Early Belvedere guests were active: fishing, canoeing, hiking throughout the area. They had lawn bowling or croquet on the wide grass terrace across the road, later to relax on the veranda. After the mid-1940s, the lush Belvedere Lawn was dotted with colourful umbrella tables. From the main building across the road, underground pipes watered the grass.
In the dining room, the fish was fresh from the Bay, the produce and meat from local farms, and the presentation elegant. In 1920, the seven-course dinner cost one dollar.
Former resident Wilson Abraham has a 1948 letter from A. G. Peebles, manager, confirming his honeymoon arrangements. The total weekly rate for the newlyweds was $87.50, for a room with private toilet, hot and cold running water, and three meals a day.
Parry Sound residents, our family included, enjoyed summer lunches and dinners in the bright dining room, along with the hotel guests.
But on Thanksgiving weekend, 1961, it was a smoking ruin.
Despite Dr. Michael Wheatley’s impassioned recommendations days later, both at the Chamber of Commerce and in the council chamber, for a municipal park, the property was sold for a home for the aged. The cornerstone was laid on June 30, 1965.

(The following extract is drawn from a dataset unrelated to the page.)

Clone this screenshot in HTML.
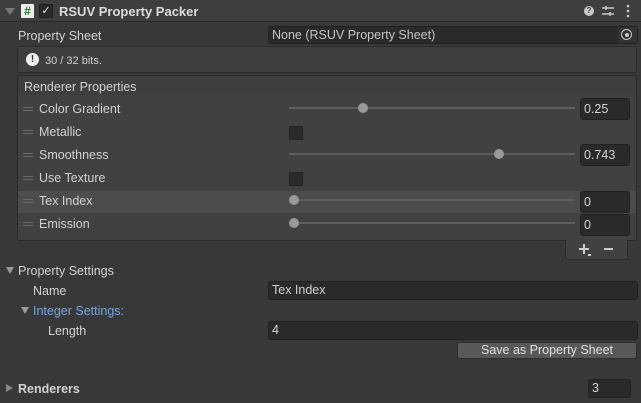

The Belvedere was not the last of the Parry Sound landmark hotels to burn.
The Kipling was beloved of its patrons, the neighbourhood pub for almost 100 years. But fire caught up with the Kip on November 30, 1986 and it could not be saved. It has not been rebuilt, and people still speak wistfully of the “old Kip” and the friends with whom they shared those good times.